Volatility: Like any crypto asset, XRP's price can swing wildly. For its intended use as a bridge asset, high volatility is a problem. This is why its use in payments often involves instant conversion on both ends—the exposure to XRP price risk lasts only those few seconds of the transfer.

Adoption Hurdles: Building new financial infrastructure is slow. Bank adoption is gradual and often pilot-based. The "if you build it, they will come" assumption has been overly optimistic for many crypto projects, XRP included.

Your XRP Questions, Answered

If I want to send $100 daily to the Philippines, is using XRP actually cheaper than Wise or Remitly?

It can be, but it's not straightforward. The XRP network fee itself is negligible (less than a cent). The cost comes from two other places: 1) The spread/fee when you buy XRP with USD on an exchange, and 2) The spread/fee when your recipient sells XRP for PHP on their local exchange.

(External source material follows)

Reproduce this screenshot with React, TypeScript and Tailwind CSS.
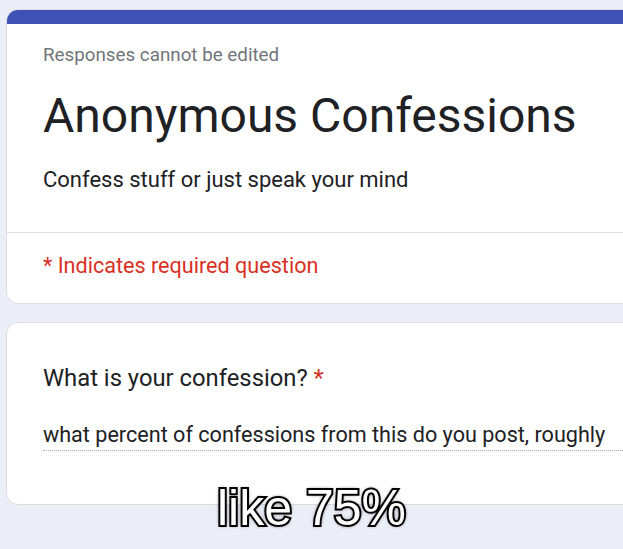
import React from 'react';

const ANSWER = 'what percent of confessions from this do you post, roughly';

export default function App() {
  return (
    <div className="relative h-[549px] w-[623px] overflow-hidden bg-[#ebedf7] pl-[6px] pt-[9px] font-['Roboto',sans-serif]">
      <div className="w-[660px] overflow-hidden rounded-[12px] border border-[#dadce0] bg-white">
        <div className="-mx-px -mt-px h-[15px] bg-[#3f51b5]" />
        <div className="pl-[36px]">
          <p className="mt-[19px] text-[18.8px] leading-[24px] text-[#70757a]">Responses cannot be edited</p>
          <h1 className="mt-[21px] text-[48px] leading-[56px] text-[#202124]">Anonymous Confessions</h1>
          <p className="mt-[22px] text-[22px] leading-[28px] text-[#202124]">Confess stuff or just speak your mind</p>
        </div>
        <div className="mt-[38px] h-px bg-[#dadce0]" />
        <p className="mt-[19px] pb-[23px] pl-[36px] text-[21.6px] leading-[28px] text-[#d93025]">* Indicates required question</p>
      </div>

      <div className="mt-[18px] w-[660px] rounded-[12px] border border-[#dadce0] bg-white pb-[53px] pl-[36px] pt-[39px]">
        <p className="text-[23.8px] leading-[32px] text-[#202124]">
          What is your confession? <span className="text-[#d93025]">*</span>
        </p>
        <div className="mt-[27px] border-b border-dotted border-[#a8abb0] pb-px text-[21.6px] leading-[28px] text-[#202124]">
          {ANSWER}
        </div>
      </div>

      <div className="absolute left-0 right-0 top-[480px] text-center font-['Liberation_Sans',Arial,sans-serif] text-[50px] leading-[56px] text-white [paint-order:stroke_fill] [-webkit-text-stroke:4px_#000] [text-shadow:0_0_4px_#000]">
        like 75%
      </div>
    </div>
  );
}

You must compare the total cost: (Your USD->XRP purchase cost) + (Recipient's XRP->PHP sale cost). For small, frequent amounts, traditional services might still be simpler and competitively priced due to their optimized fiat rails. The savings become more apparent with larger amounts where traditional services have higher fixed fees or worse exchange rates. You're trading convenience for potential savings.

What's the one mistake you see newcomers make when first storing XRP?

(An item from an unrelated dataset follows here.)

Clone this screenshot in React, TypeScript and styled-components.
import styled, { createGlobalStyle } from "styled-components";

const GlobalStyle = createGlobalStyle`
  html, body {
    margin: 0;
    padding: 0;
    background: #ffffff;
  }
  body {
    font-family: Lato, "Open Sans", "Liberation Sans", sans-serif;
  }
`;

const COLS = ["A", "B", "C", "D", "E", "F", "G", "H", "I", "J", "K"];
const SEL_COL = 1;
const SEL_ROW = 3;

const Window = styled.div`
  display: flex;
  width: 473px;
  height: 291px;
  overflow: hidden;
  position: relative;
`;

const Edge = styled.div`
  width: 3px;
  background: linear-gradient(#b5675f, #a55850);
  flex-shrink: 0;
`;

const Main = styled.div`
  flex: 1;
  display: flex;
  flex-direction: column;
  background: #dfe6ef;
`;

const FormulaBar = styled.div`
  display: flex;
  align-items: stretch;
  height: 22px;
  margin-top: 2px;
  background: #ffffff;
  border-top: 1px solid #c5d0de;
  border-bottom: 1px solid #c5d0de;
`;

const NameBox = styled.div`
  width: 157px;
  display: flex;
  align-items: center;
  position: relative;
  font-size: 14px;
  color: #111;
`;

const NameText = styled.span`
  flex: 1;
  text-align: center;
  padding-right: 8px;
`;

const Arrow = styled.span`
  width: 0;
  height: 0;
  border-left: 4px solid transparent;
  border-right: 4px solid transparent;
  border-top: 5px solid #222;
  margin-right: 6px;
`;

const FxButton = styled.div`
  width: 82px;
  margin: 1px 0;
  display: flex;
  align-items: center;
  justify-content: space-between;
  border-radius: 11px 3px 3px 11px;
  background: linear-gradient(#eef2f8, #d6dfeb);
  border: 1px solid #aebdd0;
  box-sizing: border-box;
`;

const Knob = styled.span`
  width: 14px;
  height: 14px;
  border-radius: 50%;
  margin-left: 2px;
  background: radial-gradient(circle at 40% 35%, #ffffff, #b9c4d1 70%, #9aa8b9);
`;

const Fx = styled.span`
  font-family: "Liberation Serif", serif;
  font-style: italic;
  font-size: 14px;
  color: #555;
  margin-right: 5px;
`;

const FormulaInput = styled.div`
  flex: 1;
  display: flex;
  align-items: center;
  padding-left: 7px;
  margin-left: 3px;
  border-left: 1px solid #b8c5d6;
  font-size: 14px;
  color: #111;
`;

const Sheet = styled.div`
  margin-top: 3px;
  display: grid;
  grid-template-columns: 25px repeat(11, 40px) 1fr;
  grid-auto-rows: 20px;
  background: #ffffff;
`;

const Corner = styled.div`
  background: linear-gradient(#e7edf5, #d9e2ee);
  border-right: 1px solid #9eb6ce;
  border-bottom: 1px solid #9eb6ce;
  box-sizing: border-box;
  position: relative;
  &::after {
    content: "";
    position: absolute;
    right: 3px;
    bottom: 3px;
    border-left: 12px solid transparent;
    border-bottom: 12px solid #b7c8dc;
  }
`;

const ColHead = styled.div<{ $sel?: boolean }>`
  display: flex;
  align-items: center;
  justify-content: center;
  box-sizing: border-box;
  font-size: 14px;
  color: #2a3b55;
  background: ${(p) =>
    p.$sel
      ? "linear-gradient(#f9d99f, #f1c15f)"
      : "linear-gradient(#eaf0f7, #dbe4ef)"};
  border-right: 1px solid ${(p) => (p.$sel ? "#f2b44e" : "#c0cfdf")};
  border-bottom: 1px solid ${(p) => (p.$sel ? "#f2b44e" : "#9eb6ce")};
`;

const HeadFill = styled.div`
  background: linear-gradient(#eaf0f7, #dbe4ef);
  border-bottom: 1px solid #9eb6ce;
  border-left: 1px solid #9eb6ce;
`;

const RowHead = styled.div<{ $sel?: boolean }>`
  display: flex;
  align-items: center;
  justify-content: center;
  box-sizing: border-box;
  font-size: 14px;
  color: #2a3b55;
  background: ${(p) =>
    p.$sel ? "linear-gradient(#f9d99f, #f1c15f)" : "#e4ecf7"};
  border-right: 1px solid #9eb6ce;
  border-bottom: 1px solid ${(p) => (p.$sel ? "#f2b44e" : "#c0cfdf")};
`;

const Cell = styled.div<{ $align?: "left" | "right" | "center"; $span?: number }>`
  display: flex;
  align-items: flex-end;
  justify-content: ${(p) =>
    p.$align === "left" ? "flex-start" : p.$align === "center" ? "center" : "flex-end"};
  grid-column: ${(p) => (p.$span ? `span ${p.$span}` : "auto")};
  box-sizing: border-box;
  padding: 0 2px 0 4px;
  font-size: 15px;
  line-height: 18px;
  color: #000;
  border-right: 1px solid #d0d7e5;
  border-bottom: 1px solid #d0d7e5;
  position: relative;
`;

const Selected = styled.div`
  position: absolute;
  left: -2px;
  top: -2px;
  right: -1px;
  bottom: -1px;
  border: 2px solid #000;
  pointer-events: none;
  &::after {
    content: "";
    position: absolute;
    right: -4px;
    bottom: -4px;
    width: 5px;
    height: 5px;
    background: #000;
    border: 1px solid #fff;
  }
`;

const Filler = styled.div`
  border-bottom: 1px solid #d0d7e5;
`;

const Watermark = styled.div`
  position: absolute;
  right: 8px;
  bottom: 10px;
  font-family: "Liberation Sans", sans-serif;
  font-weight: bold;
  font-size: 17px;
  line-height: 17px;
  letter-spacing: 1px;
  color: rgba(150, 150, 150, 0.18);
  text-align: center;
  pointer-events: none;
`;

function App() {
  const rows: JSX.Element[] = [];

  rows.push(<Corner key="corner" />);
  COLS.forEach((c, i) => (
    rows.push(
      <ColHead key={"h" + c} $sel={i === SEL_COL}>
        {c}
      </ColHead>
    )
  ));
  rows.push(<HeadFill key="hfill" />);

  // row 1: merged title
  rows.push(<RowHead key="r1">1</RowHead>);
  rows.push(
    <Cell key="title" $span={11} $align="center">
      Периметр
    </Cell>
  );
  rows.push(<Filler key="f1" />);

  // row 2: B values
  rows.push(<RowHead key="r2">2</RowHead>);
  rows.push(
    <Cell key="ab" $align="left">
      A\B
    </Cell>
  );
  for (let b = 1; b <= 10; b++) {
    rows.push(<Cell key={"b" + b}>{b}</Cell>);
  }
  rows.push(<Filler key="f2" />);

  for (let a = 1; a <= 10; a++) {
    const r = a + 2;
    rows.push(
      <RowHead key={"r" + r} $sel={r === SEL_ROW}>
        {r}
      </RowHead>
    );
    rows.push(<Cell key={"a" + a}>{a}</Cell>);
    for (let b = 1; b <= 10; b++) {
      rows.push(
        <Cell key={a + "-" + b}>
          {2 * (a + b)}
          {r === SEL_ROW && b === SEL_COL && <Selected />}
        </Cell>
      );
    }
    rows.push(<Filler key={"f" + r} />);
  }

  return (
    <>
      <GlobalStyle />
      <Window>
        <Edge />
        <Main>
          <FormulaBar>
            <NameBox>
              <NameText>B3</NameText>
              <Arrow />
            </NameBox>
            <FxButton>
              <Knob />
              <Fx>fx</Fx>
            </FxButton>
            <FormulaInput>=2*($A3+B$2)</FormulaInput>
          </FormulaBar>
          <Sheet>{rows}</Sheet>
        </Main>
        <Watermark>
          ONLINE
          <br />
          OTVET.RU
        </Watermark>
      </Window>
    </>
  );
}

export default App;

They forget the minimum reserve. The XRP Ledger requires every wallet to hold a small reserve of XRP (currently 10 XRP) that cannot be sent. This is an anti-spam measure. If you buy 50 XRP and send it all to a new wallet, you'll only be able to send 40. That 10 XRP is locked. If you later empty the wallet, that reserve is effectively burned. Always account for this when calculating transfer amounts, and never send your "last" XRP to a new address expecting to move it all again.

Is the XRP Ledger only good for payments, or can I build other things on it?

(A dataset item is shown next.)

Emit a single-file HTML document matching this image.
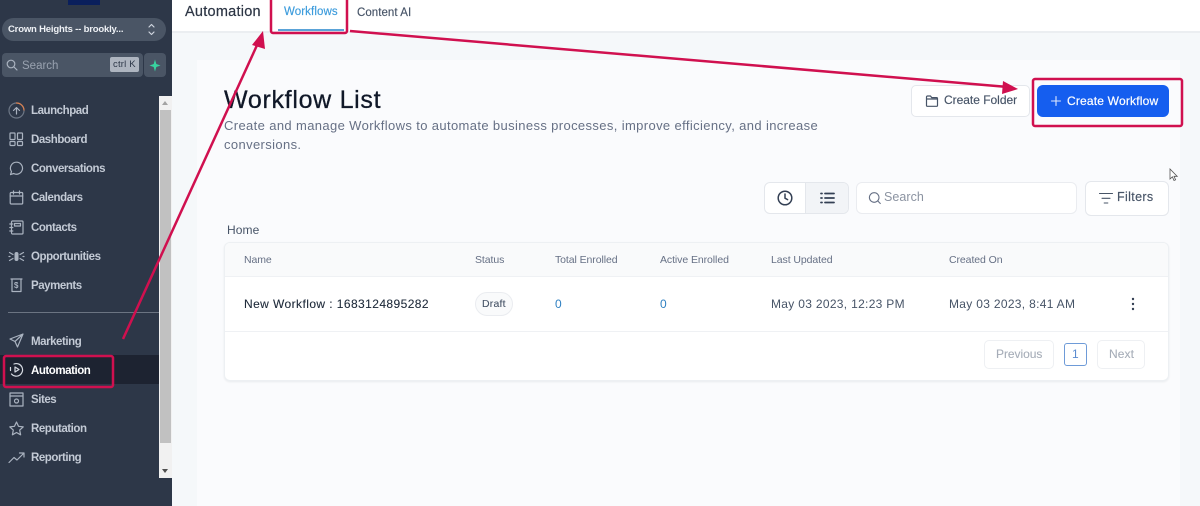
<!DOCTYPE html>
<html><head><meta charset="utf-8">
<style>
*{box-sizing:border-box}
html,body{margin:0;padding:0}
body{width:1200px;height:506px;overflow:hidden;position:relative;background:#f5f8fa;font-family:"Liberation Sans",sans-serif}
.t{position:absolute;white-space:nowrap;line-height:1}
.b{position:absolute}
.nav{color:#c3cad5;font-size:11.5px;font-weight:700;left:31px;letter-spacing:-.45px}
svg.i{position:absolute;fill:none;stroke:#aab3c0;stroke-width:1.2;stroke-linecap:round;stroke-linejoin:round}
.th{font-size:10.5px;color:#667085;top:255px;letter-spacing:-.08px}
.td{font-size:12px;color:#475467;top:298px;letter-spacing:.31px}
</style></head><body>
<!-- header -->
<div class="b" style="left:172px;top:0;width:1028px;height:33px;background:#fff;border-bottom:2px solid #ebeef1"></div>
<div class="t" style="left:185px;top:5px;font-size:14.5px;color:#2c3544;letter-spacing:.25px;-webkit-text-stroke:.2px #2c3544">Automation</div>
<div class="t" style="left:284px;top:7px;font-size:11.5px;color:#3b9bdc;letter-spacing:.1px;-webkit-text-stroke:.15px #3b9bdc">Workflows</div>
<div class="b" style="left:278px;top:29px;width:66px;height:2px;background:#5aa3d8"></div>
<div class="t" style="left:357px;top:8px;font-size:11.5px;color:#475467;letter-spacing:.05px;-webkit-text-stroke:.15px #475467">Content AI</div>
<!-- panel -->
<div class="b" style="left:197px;top:60px;width:983px;height:446px;background:#fafbfd"></div>
<div class="t" style="left:224px;top:88px;font-size:25px;color:#101828;letter-spacing:.7px;-webkit-text-stroke:.3px #101828">Workflow List</div>
<div class="t" style="left:224px;top:119px;font-size:13px;color:#667085;letter-spacing:.37px">Create and manage Workflows to automate business processes, improve efficiency, and increase</div>
<div class="t" style="left:224px;top:138px;font-size:13px;color:#667085;letter-spacing:.37px">conversions.</div>
<!-- buttons -->
<div class="b" style="left:911px;top:85px;width:119px;height:32px;background:#fff;border:1px solid #e4e7ec;border-radius:5px"></div>
<svg class="i" style="left:925px;top:94px;stroke:#475467" width="14" height="14" viewBox="0 0 14 14"><path d="M1.5 11.5V3a1 1 0 0 1 1-1h3l1.2 1.6h4.800a1 1 0 0 1 1 1v6.900a.8.8 0 0 1-.8.8H2.300a.8.8 0 0 1-.8-.8zM1.500 5h11"/></svg>
<div class="t" style="left:944px;top:94px;font-size:12px;color:#475467;letter-spacing:-.02px;-webkit-text-stroke:.15px #475467">Create Folder</div>
<div class="b" style="left:1037px;top:85px;width:132px;height:32px;background:#155eef;border-radius:6px"></div>
<svg class="i" style="left:1050px;top:95px;stroke:#dfe8fd;stroke-width:1.1" width="12" height="12" viewBox="0 0 12 12"><path d="M6 1.500v9M1.500 6h9"/></svg>
<div class="t" style="left:1067px;top:95px;font-size:12px;color:#fff;letter-spacing:.19px;-webkit-text-stroke:.2px #fff">Create Workflow</div>
<!-- toolbar -->
<div class="b" style="left:764px;top:182px;width:85px;height:32px;background:#fff;border:1px solid #e4e7ec;border-radius:6px;overflow:hidden"><div style="position:absolute;left:40px;top:0;width:44px;height:30px;background:#f2f4f7;border-left:1px solid #e4e7ec"></div></div>
<svg class="i" style="left:777px;top:190px;stroke:#344054;stroke-width:1.5" width="16" height="16" viewBox="0 0 16 16"><circle cx="8" cy="8" r="6.800"/><path d="M8 4v4.200l2.600 1.400"/></svg>
<svg class="i" style="left:820px;top:192px;stroke:#344054;stroke-width:1.8" width="15" height="12" viewBox="0 0 15 12"><path d="M5 1.500h9M5 6h9M5 10.500h9M1 1.500h1M1 6h1M1 10.500h1"/></svg>
<div class="b" style="left:856px;top:182px;width:221px;height:32px;background:#fff;border:1px solid #eaecf0;border-radius:6px"></div>
<svg class="i" style="left:868px;top:191px;stroke:#667085;stroke-width:1.1" width="14" height="14" viewBox="0 0 14 14"><circle cx="6.200" cy="6.500" r="4.800"/><path d="M9.800 10l2.500 2.500"/></svg>
<div class="t" style="left:884px;top:191px;font-size:12.5px;color:#8b93a1;letter-spacing:.05px">Search</div>
<div class="b" style="left:1085px;top:181px;width:84px;height:35px;background:#fff;border:1px solid #e4e7ec;border-radius:6px"></div>
<svg class="i" style="left:1099px;top:192px;stroke:#475467;stroke-width:1.1" width="14" height="13" viewBox="0 0 14 13"><path d="M.5 1.500h13M3 6.300h8M5.200 11h3.600"/></svg>
<div class="t" style="left:1117px;top:191px;font-size:12.5px;color:#475467;letter-spacing:.35px;-webkit-text-stroke:.15px #475467">Filters</div>
<div class="t" style="left:227px;top:224px;font-size:12px;color:#475467;letter-spacing:.1px">Home</div>
<!-- table -->
<div class="b" style="left:224px;top:242px;width:945px;height:139px;background:#fff;border:1px solid #edf0f3;border-radius:6px;box-shadow:0 1px 2px rgba(16,24,40,.07);overflow:hidden">
<div style="height:34px;background:#f9fafb;border-bottom:1px solid #eff1f4"></div>
<div style="position:absolute;left:0;right:0;top:88px;border-top:1px solid #eff1f4"></div></div>
<div class="t th" style="left:244px">Name</div>
<div class="t th" style="left:475px">Status</div>
<div class="t th" style="left:555px">Total Enrolled</div>
<div class="t th" style="left:660px">Active Enrolled</div>
<div class="t th" style="left:771px">Last Updated</div>
<div class="t th" style="left:949px">Created On</div>
<div class="t" style="left:244px;top:298px;font-size:12px;color:#1d2939;letter-spacing:.42px;-webkit-text-stroke:.1px #1d2939">New Workflow : 1683124895282</div>
<div class="b" style="left:475px;top:292px;width:38px;height:24px;background:#f9fafb;border:1px solid #eaecf0;border-radius:12px"></div>
<div class="t" style="left:482px;top:299px;font-size:10.5px;color:#475467;letter-spacing:.2px;-webkit-text-stroke:.1px #475467">Draft</div>
<div class="t td" style="left:555px;color:#2f80c2">0</div>
<div class="t td" style="left:660px;color:#2f80c2">0</div>
<div class="t td" style="left:771px">May 03 2023, 12:23 PM</div>
<div class="t td" style="left:949px">May 03 2023, 8:41 AM</div>
<svg class="b" style="left:1131px;top:297px" width="4" height="14" viewBox="0 0 4 14"><g fill="#344054"><circle cx="2" cy="2" r="1.200"/><circle cx="2" cy="7" r="1.200"/><circle cx="2" cy="12" r="1.200"/></g></svg>
<div class="b" style="left:984px;top:340px;width:70px;height:29px;border:1px solid #eef0f3;border-radius:5px;background:#fff"></div>
<div class="t" style="left:996px;top:348px;font-size:12px;color:#a6adb8;letter-spacing:-.05px;-webkit-text-stroke:.1px #a6adb8">Previous</div>
<div class="b" style="left:1064px;top:343px;width:23px;height:23px;border:1px solid #6e9bd8;border-radius:3px;background:#fff"></div>
<div class="t" style="left:1072px;top:348px;font-size:12px;color:#5b8bd0">1</div>
<div class="b" style="left:1097px;top:340px;width:48px;height:29px;border:1px solid #eef0f3;border-radius:5px;background:#fff"></div>
<div class="t" style="left:1109px;top:348px;font-size:12px;color:#a6adb8;letter-spacing:.1px;-webkit-text-stroke:.1px #a6adb8">Next</div>
<!-- cursor -->
<svg class="b" style="left:1169px;top:168px" width="10" height="14" viewBox="0 0 10 14"><path d="M1 1v10l2.400-2.200L5 12.500l1.600-.7L5 8.300h3.200z" fill="#fff" stroke="#555" stroke-width=".8"/></svg>
<!-- sidebar -->
<div class="b" style="left:0;top:0;width:172px;height:506px;background:#2d3748"></div>
<div class="b" style="left:68px;top:0;width:32px;height:5px;background:#0a1f5c"></div>
<div class="b" style="left:2px;top:18px;width:164px;height:23px;background:#4a5565;border-radius:12px"></div>
<div class="t" style="left:8px;top:25px;font-size:9.5px;font-weight:700;color:#eef1f5;letter-spacing:-.18px">Crown Heights -- brookly...</div>
<svg class="i" style="left:147px;top:22px;stroke:#cfd5de" width="9" height="15" viewBox="0 0 9 15"><path d="M2 5l2.500-2.500L7 5M2 10l2.500 2.500L7 10"/></svg>
<div class="b" style="left:2px;top:53px;width:141px;height:24px;background:#4a5565;border-radius:4px"></div>
<div class="b" style="left:144px;top:53px;width:22px;height:24px;background:#4a5565;border-radius:4px"></div>
<svg class="i" style="left:6px;top:59px;stroke:#aab3c0" width="12" height="12" viewBox="0 0 12 12"><circle cx="5" cy="5" r="3.800"/><path d="M8 8l3 3"/></svg>
<div class="t" style="left:22px;top:61px;font-size:11.5px;color:#99a2b0">Search</div>
<div class="b" style="left:110px;top:57px;width:29px;height:15px;background:#aeb5c0;border-radius:2px"></div>
<div class="t" style="left:113px;top:60px;font-size:9.5px;color:#2d3748;letter-spacing:.2px">ctrl K</div>
<svg class="b" style="left:149px;top:59px" width="12" height="13" viewBox="0 0 12 13"><path d="M6 .5L7.300 5 11.500 6.500 7.300 8 6 12.500 4.700 8 .5 6.500 4.700 5z" fill="#38d39f"/></svg>
<div class="t nav" style="top:106px">Launchpad</div>
<div class="t nav" style="top:135px">Dashboard</div>
<div class="t nav" style="top:164px">Conversations</div>
<div class="t nav" style="top:193px">Calendars</div>
<div class="t nav" style="top:223px">Contacts</div>
<div class="t nav" style="top:252px">Opportunities</div>
<div class="t nav" style="top:281px">Payments</div>
<div class="b" style="left:8px;top:312px;width:151px;height:1px;background:#6b7482"></div>
<div class="t nav" style="top:337px">Marketing</div>
<div class="b" style="left:0;top:355px;width:159px;height:29px;background:#1d2331"></div>
<div class="t nav" style="top:366px;color:#fff">Automation</div>
<div class="t nav" style="top:395px">Sites</div>
<div class="t nav" style="top:424px">Reputation</div>
<div class="t nav" style="top:453px">Reporting</div>
<!-- nav icons -->
<svg class="i" style="left:8px;top:102px" width="17" height="17" viewBox="0 0 17 17"><circle cx="8.500" cy="8.500" r="7.500" stroke="#6d7786"/><path d="M8.500 1A7.500 7.500 0 0 1 16 8" stroke="#d98050"/><path d="M5.500 8.500l3-3 3 3M8.500 6v6"/></svg>
<svg class="i" style="left:9px;top:132px" width="15" height="15" viewBox="0 0 15 15"><rect x="1" y="1" width="5" height="6.500" rx=".6"/><rect x="8.500" y="1" width="5" height="6.500" rx=".6"/><rect x="1" y="9.500" width="5" height="4" rx=".6"/><rect x="8.500" y="9.500" width="5" height="4" rx=".6"/></svg>
<svg class="i" style="left:9px;top:161px" width="15" height="15" viewBox="0 0 15 15"><path d="M7.500 1.200a6 6 0 1 1-2.800 11.300L1.500 13.600l1-3A6 6 0 0 1 7.500 1.200z"/></svg>
<svg class="i" style="left:9px;top:190px" width="15" height="15" viewBox="0 0 15 15"><rect x="1.200" y="2.500" width="12.500" height="11.500" rx="1"/><path d="M1.200 6h12.500M4.500 1v3M10.500 1v3"/></svg>
<svg class="i" style="left:9px;top:220px" width="15" height="15" viewBox="0 0 15 15"><rect x="2.500" y="1" width="11.500" height="13" rx="1"/><path d="M.8 4h3M.8 7.500h3M.8 11h3M5.500 3.500h6v2.500h-6z"/></svg>
<svg class="i" style="left:8px;top:249px" width="17" height="15" viewBox="0 0 17 15"><path d="M8.500 5v5" stroke-width="4"/><path d="M5 5.500L1.500 3.500M12 5.500l3.500-2M5 9.500l-3.500 2M12 9.500l3.500 2M1 7.500h1M15 7.500h1"/></svg>
<svg class="i" style="left:10px;top:278px" width="13" height="15" viewBox="0 0 13 15"><path d="M1 1h11M2 1v12.500h9V1"/></svg>
<div class="t" style="left:14px;top:282px;font-size:8px;font-weight:700;color:#aab3c0">$</div>
<svg class="i" style="left:9px;top:333px" width="15" height="15" viewBox="0 0 15 15"><path d="M14 1L1 6l5 2.500L8.500 14zM14 1L6 8.500"/></svg>
<svg class="i" style="left:9px;top:362px;stroke:#d5dae2" width="15" height="15" viewBox="0 0 15 15"><path d="M5 2A6.300 6.300 0 1 1 2.500 12M1.500 5.500v3"/><path d="M6 5l4 2.500L6 10z"/></svg>
<svg class="i" style="left:9px;top:392px" width="15" height="15" viewBox="0 0 15 15"><rect x="1" y="1" width="13" height="13"/><path d="M1 4h13"/><circle cx="7.500" cy="9" r="2"/></svg>
<svg class="i" style="left:9px;top:421px" width="15" height="15" viewBox="0 0 15 15"><path d="M7.500 1l2 4.300 4.700.6-3.500 3.200.9 4.700-4.100-2.300-4.100 2.300.9-4.700L.8 5.900l4.700-.6z"/></svg>
<svg class="i" style="left:8px;top:451px" width="17" height="13" viewBox="0 0 17 13"><path d="M1 11.500l5-5 3 2.500 7-7M11.500 2H16v4"/></svg>
<!-- scrollbar -->
<div class="b" style="left:159px;top:96px;width:13px;height:382px;background:#f1f1f1"></div>
<div class="b" style="left:160px;top:110px;width:11px;height:333px;background:#c1c1c1"></div>
<div class="b" style="left:162px;top:101px;border:3.5px solid transparent;border-bottom:4px solid #a3a3a3;border-top:0"></div>
<div class="b" style="left:162px;top:469px;border:3.5px solid transparent;border-top:4px solid #505050;border-bottom:0"></div>
<!-- annotations -->
<svg class="b" style="left:0;top:0" width="1200" height="506" viewBox="0 0 1200 506" fill="none" stroke="#d0104f">
<rect x="271" y="-3" width="76" height="36" rx="2" stroke-width="2.5"/>
<rect x="4" y="356" width="109" height="31" rx="2" stroke-width="2.5"/>
<rect x="1033" y="79" width="149" height="47" rx="2" stroke-width="2.5"/>
<path d="M123 339L258 43" stroke-width="2.5"/>
<path d="M263 31L252 45 265 49z" fill="#d0104f" stroke="none"/>
<path d="M350 31L1008 87" stroke-width="2.5"/>
<path d="M1018 89L1003 81 1002 94z" fill="#d0104f" stroke="none"/>
</svg>
</body></html>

It's expanding. The core strength is value transfer, but with features like the Hooks amendment (smart contract-like functionality) and native token issuance, developers are building more. I've seen projects for decentralized identity, tokenized real estate, and NFT marketplaces. However, it's not trying to be a "world computer" like Ethereum. Its design philosophy leans toward doing a few things—fast, cheap, secure settlement—extremely well. If your project needs complex, Turing-complete smart contracts for elaborate DeFi protocols, other chains might be better suited. For asset issuance and straightforward conditional logic, XRPL is a viable and efficient option.

How does the SEC case actually affect me if I just hold XRP in my own wallet?

The direct effect on a non-US holder is minimal. The indirect effects are what matter. Regulatory uncertainty can dampen institutional adoption in the US, which affects overall demand and utility growth. It also influences which US-based services you can use to buy or trade XRP. The rulings so far have clarified that programmatic sales on exchanges are not securities transactions, which is positive. But the overall climate means progress might be slower than if there were clear, friendly regulations from the start. You're not legally at risk for holding it, but you're exposed to the market sentiment swings caused by the case's developments.

The landscape for digital assets is messy and evolving. XRP presents a focused thesis: that the future of moving value needs a dedicated, efficient rail, not a one-chain-fits-all solution. Whether that thesis wins out depends on technology execution, regulatory clarity, and the slow, hard work of real-world adoption. It's a tool with a specific purpose, and understanding that purpose is the first step to deciding if it has a place in your view of the financial future.